Type 2 Debate
Gill Eapen
CEO | AI | SaaS | Decision-Making | Healthcare | Life Sciences | Manufacturing | Economics | Digital Transformation | Finance
A recent article (1) brings the current diagnostic and treatment regimens for those who are deemed to be at risk for progressing into Type 2 Diabetes, into question. The arguments are fair and the conflicts are clear. But what the article misses is the risk/return trade-off for the wretched condition. The total cost of diabetes related cost in the US alone is fast approaching $0.5 Trillion. With India and China running fast to the precipice, happily feeding on Western food, we do have a significant issue to deal with.
So, there are two important questions. First, do we have a reasonable idea of the risk of incidence and progression? Age old heuristics such as fasting blood sugar has been shown to be utterly useless. The current golden metric, A1c, is likely equally flawed. The answer to this question appears to be an emphatic no. And second, are the people in charge of prescribing the thresholds for diagnosis and prevention influenced by factors outside science. Unfortunately, the answer to this is likely yes.
Medicine has always shunned data and analytics in making decisions. This has set them so far behind, the US spends close to 20% of its GDP for worse outcomes. And aging regulators, still using century old statistical measurements to make decisions, makes this worse. The manufacturers, bloated with conventional statisticians, ever ready to prove what the regulators seek, are progressing backward in time. So, it is not surprising that we have ended up in a confusing muddle regarding a disease state that affects close 20% of the world population.

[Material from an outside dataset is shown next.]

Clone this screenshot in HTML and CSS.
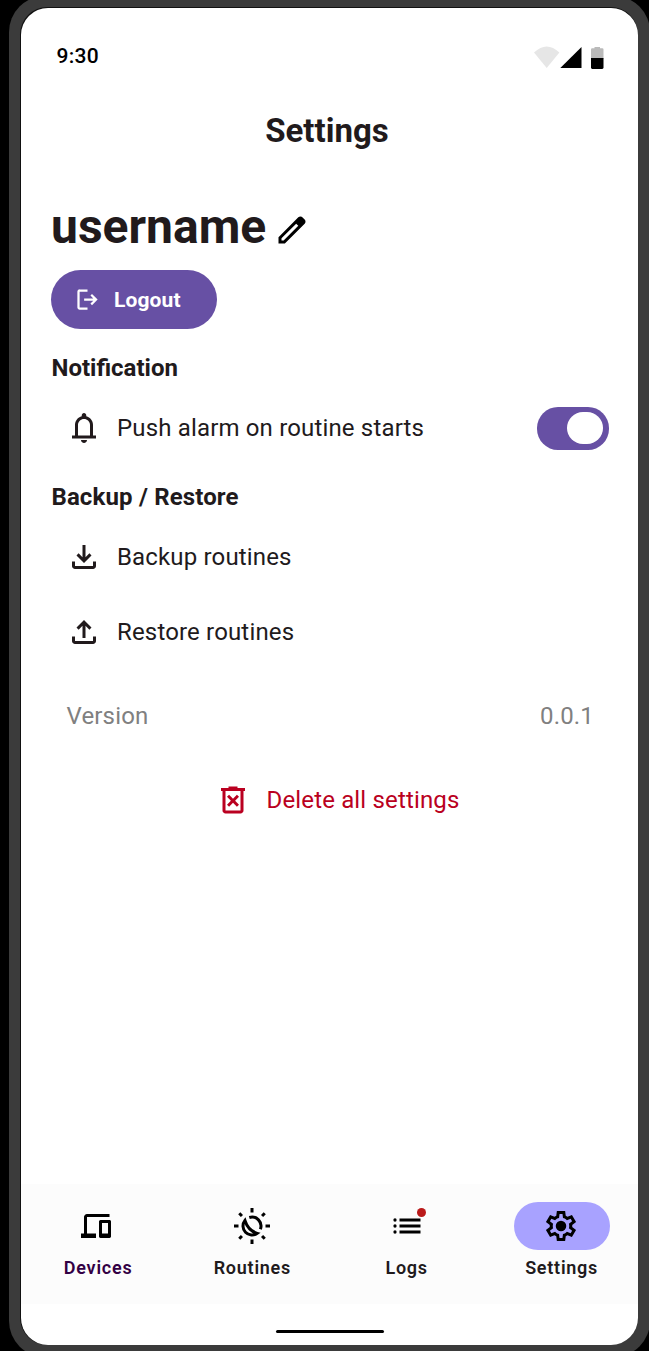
FILE: index.html
```html
<!DOCTYPE html>
<html lang="en">
<head>
<meta charset="utf-8">
<title>Settings</title>
<link rel="stylesheet" href="styles.css">
</head>
<body>
<div class="phone">
<div class="screen">
  <header class="status">
    <span class="time">9:30</span>
    <svg class="status-icons" viewBox="0 0 71 24">
      <path fill="#e6e6e6" d="M0 6.5Q12.7-5.5 25.4 6.5L12.7 22Z"/>
      <path d="M26.3 22 47.5 1V22Z"/>
      <path fill="#bababa" d="M57 13V3.5Q57 2.2 58.3 2.2H60.5V1H66V2.2H68.2Q69.5 2.2 69.5 3.5V13Z"/>
      <path d="M57 12H69.5V21.6Q69.5 23 68.2 23H58.3Q57 23 57 21.6Z"/>
    </svg>
  </header>
  <h1 class="title">Settings</h1>
  <main class="content">
    <div class="user">
      <h2 class="username">username</h2>
      <svg class="icon edit" viewBox="0 0 24 24"><path fill-rule="evenodd" d="M5 19h1.425L16.2 9.225 14.775 7.8 5 17.575V19Zm-2 2v-4.25L16.2 3.575c.2-.183.42-.325.663-.425a2.07 2.07 0 0 1 1.525 0c.25.1.467.25.65.45L20.425 5c.2.183.346.4.438.65a2.166 2.166 0 0 1 0 1.512 1.874 1.874 0 0 1-.438.663L7.25 21H3Z"/></svg>
    </div>
    <button class="logout">
      <svg class="logout-icon" viewBox="0 0 24 24"><path d="M5 21c-.55 0-1.02-.196-1.413-.587A1.926 1.926 0 0 1 3 19V5c0-.55.196-1.02.587-1.413A1.926 1.926 0 0 1 5 3h7v2H5v14h7v2H5Zm11-4-1.375-1.45 2.55-2.55H9v-2h8.175l-2.55-2.55L16 7l5 5-5 5Z"/></svg>
      <span class="logout-label">Logout</span>
    </button>
    <h3 class="heading">Notification</h3>
    <div class="row push">
      <svg class="icon" viewBox="0 0 24 24"><path d="M4 19v-2h2v-7c0-1.383.417-2.612 1.25-3.688.833-1.075 1.917-1.779 3.25-2.112v-.7c0-.417.146-.77.438-1.062A1.446 1.446 0 0 1 12 2c.417 0 .77.146 1.063.438.291.291.437.645.437 1.062v.7c1.333.333 2.417 1.037 3.25 2.112C17.583 7.388 18 8.617 18 10v7h2v2H4Zm8 3c-.55 0-1.02-.196-1.412-.587A1.926 1.926 0 0 1 10 20h4c0 .55-.196 1.02-.588 1.413A1.926 1.926 0 0 1 12 22Zm-4-5h8v-7c0-1.1-.392-2.042-1.175-2.825C14.042 6.392 13.1 6 12 6s-2.042.392-2.825 1.175C8.392 7.958 8 8.9 8 10v7Z"/></svg>
      <span class="label">Push alarm on routine starts</span>
      <span class="switch"><span class="knob"></span></span>
    </div>
    <h3 class="heading backup">Backup / Restore</h3>
    <div class="row">
      <svg class="icon" viewBox="0 0 24 24"><path d="m12 16-5-5 1.4-1.45 2.6 2.6V4h2v8.15l2.6-2.6L17 11l-5 5Zm-6 4c-.55 0-1.02-.196-1.412-.587A1.926 1.926 0 0 1 4 18v-3h2v3h12v-3h2v3c0 .55-.196 1.02-.587 1.413A1.926 1.926 0 0 1 18 20H6Z"/></svg>
      <span class="label">Backup routines</span>
    </div>
    <div class="row">
      <svg class="icon" viewBox="0 0 24 24"><path d="M11 16V7.85l-2.6 2.6L7 9l5-5 5 5-1.4 1.45-2.6-2.6V16h-2Zm-5 4c-.55 0-1.02-.196-1.412-.587A1.926 1.926 0 0 1 4 18v-3h2v3h12v-3h2v3c0 .55-.196 1.02-.587 1.413A1.926 1.926 0 0 1 18 20H6Z"/></svg>
      <span class="label">Restore routines</span>
    </div>
    <div class="version"><span>Version</span><span>0.0.1</span></div>
    <div class="delete">
      <svg class="icon" viewBox="0 0 24 24"><path d="m9.4 16.5 2.6-2.6 2.6 2.6 1.4-1.4-2.6-2.6L16 9.9l-1.4-1.4-2.6 2.6-2.6-2.6L8 9.9l2.6 2.6L8 15.1l1.4 1.4ZM7 21c-.55 0-1.02-.196-1.412-.587A1.926 1.926 0 0 1 5 19V6H4V4h5V3h6v1h5v2h-1v13c0 .55-.196 1.02-.587 1.413A1.926 1.926 0 0 1 17 21H7ZM17 6H7v13h10V6Z"/></svg>
      <span>Delete all settings</span>
    </div>
  </main>
  <nav class="nav">
    <a class="item devices">
      <span class="pill"><svg class="icon" viewBox="0 0 24 24"><path d="M2 20v-3h2V6c0-.55.196-1.02.588-1.412A1.926 1.926 0 0 1 6 4h15v2H6v11h6v3H2Zm13 0c-.283 0-.52-.096-.713-.287A.968.968 0 0 1 14 19V9c0-.283.096-.52.287-.713A.968.968 0 0 1 15 8h6c.283 0 .52.096.712.287.192.192.288.43.288.713v10c0 .283-.096.52-.288.713A.968.968 0 0 1 21 20h-6Zm1-3h4v-7h-4v7Z"/></svg></span>
      <span>Devices</span>
    </a>
    <a class="item">
      <span class="pill"><svg class="icon line" viewBox="-12 -12 24 24">
        <path d="M0-12V-9M0 9V12M-12 0H-9M9 0H12M-8.5-8.5-6.7-6.7M8.5-8.5 6.7-6.7M-8.5 8.5-6.7 6.7M8.5 8.5 6.7 6.7"/>
        <path d="M-1.8-5.7A6 6 0 0 1 5.6 2.1"/>
        <path d="M-4.7-3.7A6 6 0 0 0 3.5 4.9Q-2.6 3-4.7-3.7Z"/>
      </svg></span>
      <span>Routines</span>
    </a>
    <a class="item">
      <span class="pill"><svg class="icon" viewBox="0 0 24 24"><path d="M7 9V7h14v2H7Zm0 4v-2h14v2H7Zm0 4v-2h14v2H7Z"/><circle cx="4" cy="8" r="1.1"/><circle cx="4" cy="12" r="1.1"/><circle cx="4" cy="16" r="1.1"/></svg><span class="badge"></span></span>
      <span>Logs</span>
    </a>
    <a class="item active">
      <span class="pill"><svg class="icon" viewBox="0 0 24 24"><path d="m9.25 22-.4-3.2a3.77 3.77 0 0 1-.612-.3 8.2 8.2 0 0 1-.563-.375L4.7 19.375l-2.75-4.75 2.575-1.95A2.387 2.387 0 0 1 4.5 12.337v-.675c0-.108.008-.22.025-.337L1.95 9.375l2.75-4.75 2.975 1.25c.183-.133.375-.258.575-.375.2-.117.4-.217.6-.3l.4-3.2h5.5l.4 3.2c.217.083.42.183.612.3.192.117.38.242.563.375l2.975-1.25 2.75 4.75-2.575 1.95c.017.117.025.23.025.337v.675c0 .109-.017.221-.05.338l2.575 1.95-2.75 4.75-2.95-1.25a6.935 6.935 0 0 1-.575.375c-.2.117-.4.217-.6.3l-.4 3.2h-5.5ZM11 20h1.975l.35-2.65a5.87 5.87 0 0 0 1.438-.587 6.05 6.05 0 0 0 1.187-.913l2.475 1.025.975-1.7-2.15-1.625c.083-.233.142-.48.175-.737a6.187 6.187 0 0 0 0-1.625 3.39 3.39 0 0 0-.175-.738l2.15-1.625-.975-1.7-2.475 1.05a5.554 5.554 0 0 0-1.187-.962 5.87 5.87 0 0 0-1.438-.588L13 4h-1.975l-.35 2.65c-.517.133-.996.33-1.437.587a6.05 6.05 0 0 0-1.188.913L5.575 7.125l-.975 1.7 2.15 1.6a4.55 4.55 0 0 0-.175.75 6.6 6.6 0 0 0 0 1.638c.033.258.092.504.175.737L4.6 15.175l.975 1.7 2.475-1.05c.367.383.763.704 1.188.963.441.258.92.454 1.437.587L11 20Z" fill-rule="evenodd"/><circle cx="12" cy="12" r="3.5"/></svg></span>
      <span>Settings</span>
    </a>
  </nav>
  <footer class="gesture"><span class="bar"></span></footer>
</div>
</div>
</body>
</html>
```

FILE: styles.css
```css
* { box-sizing: border-box; }
html, body { height: 100%; }
body {
  margin: 0;
  overflow: hidden;
  background: #000;
  font-family: Roboto, "Liberation Sans", sans-serif;
  color: #211a1c;
}
h1, h2, h3 { margin: 0; }
.phone {
  width: 641px;
  height: 1361px;
  margin: -4px 0 0 9px;
  padding: 12px;
  border-radius: 36px;
  background: #3b3b3b;
}
.screen {
  width: 617px;
  height: 1337px;
  display: flex;
  flex-direction: column;
  background: #fff;
  border-radius: 27px;
  box-shadow: -.5px -.5px 0 .5px #111;
  overflow: hidden;
}
.status {
  height: 78px;
  padding: 18px 33.5px 0 35.5px;
  display: flex;
  align-items: center;
  justify-content: space-between;
  color: #000;
}
.time { font-size: 21px; font-weight: 500; letter-spacing: .3px; }
.status-icons { width: 71px; height: 24px; margin-top: 4px; }
.title {
  height: 90px;
  line-height: 90px;
  padding-right: 5px;
  text-align: center;
  font-size: 33px;
  font-weight: 700;
}
.content { flex: 1; padding: 18px 29.5px 0; }
.user { height: 75.5px; padding-left: .5px; display: flex; align-items: flex-start; }
.username { font-size: 48px; line-height: 66px; font-weight: 700; }
.icon { width: 36px; height: 36px; flex: none; display: block; fill: currentColor; }
.line { fill: none; stroke: #000; stroke-width: 2; }
.edit { margin: 17.5px 0 0 8px; fill: #000; }
.logout {
  width: 166.5px;
  height: 59.5px;
  padding: 0 0 0 23px;
  border: 0;
  border-radius: 30px;
  display: flex;
  align-items: center;
  gap: 13.5px;
  background: #6750a4;
  color: #fff;
  font: 700 21px Roboto, sans-serif;
  letter-spacing: .12px;
}
.logout-icon { width: 27px; height: 27px; fill: #fff; }
.logout-label { padding-top: 1.5px; }
.heading {
  height: 78px;
  line-height: 78px;
  font-size: 24px;
  font-weight: 700;
  font-variant-ligatures: common-ligatures;
  letter-spacing: 0;
  word-spacing: .3px;
  padding-left: 1px;
}
.row {
  height: 75px;
  padding: 0 0 0 15px;
  display: flex;
  align-items: center;
  gap: 15.5px;
  font-size: 24px;
  letter-spacing: .16px;
}
.push { height: 42.5px; }
.label { flex: 1; }
.switch {
  width: 72px;
  height: 42.5px;
  padding: 0 6px;
  border-radius: 21px;
  background: #6750a4;
  display: flex;
  align-items: center;
  justify-content: flex-end;
}
.knob { width: 36px; height: 32px; border-radius: 16px; background: #fff; }
.backup { height: 70px; line-height: 95px; letter-spacing: .1px; }
.version {
  height: 93px;
  padding: 0 14.5px 0 16px;
  display: flex;
  align-items: center;
  justify-content: space-between;
  color: #808080;
  font-size: 24px;
  letter-spacing: .16px;
}
.delete {
  height: 75px;
  padding-left: 16px;
  display: flex;
  align-items: center;
  justify-content: center;
  gap: 15px;
  color: #ba0020;
  font-size: 24px;
  letter-spacing: .16px;
}
.nav {
  height: 120px;
  padding: 18px 0 0;
  display: grid;
  grid-template-columns: repeat(4, 1fr);
  background: #fcfcfc;
}
.item {
  display: flex;
  flex-direction: column;
  align-items: center;
  gap: 6px;
  font-size: 18px;
  line-height: 24px;
  font-weight: 600;
  letter-spacing: .75px;
}
.pill {
  position: relative;
  width: 96px;
  height: 48px;
  border-radius: 24px;
  display: flex;
  align-items: center;
  justify-content: center;
  color: #000;
}
.active { padding-left: 1.5px; }
.active .pill { background: #a8a2ff; padding-right: 1px; }
.devices { color: #330044; }
.devices .pill { padding-right: 5px; }
.badge {
  position: absolute;
  left: 58px;
  top: 6px;
  width: 9px;
  height: 9px;
  border-radius: 50%;
  background: #ba1a1a;
}
.gesture { height: 41.5px; display: flex; justify-content: center; padding-top: 26px; }
.bar { width: 108px; height: 3px; border-radius: 2px; background: #000; }
```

Now, what? It is easy to show statistics that claims only 2% of the pre-diabetics progress into diabetes. Since we are unclear as to the "precise," demarcation between pre and post diabetes, a more relevant question is what the total cost is on the system. A few thousand years ago, humans invented agriculture - and it clearly had an impact on their health. Meat eating humans for millennia, moved to stuff their bodies are not designed to process. In the last hundred years, they had too much to eat and that will certainly create problems not only for their organs, efficiently designed for very little food but also their infrastructure, designed for a slim body. Half the world's population now exceed the parameters of original designs.
Medicine has to embrace modern technology. Doctors should not be simply following rules put down blindly, regulators have to open their windows and realize that the "p-value," is a dead construct and manufacturers need to understand that their job is not a constrained optimization based on what the regulators think.
It is time for the industry to move on.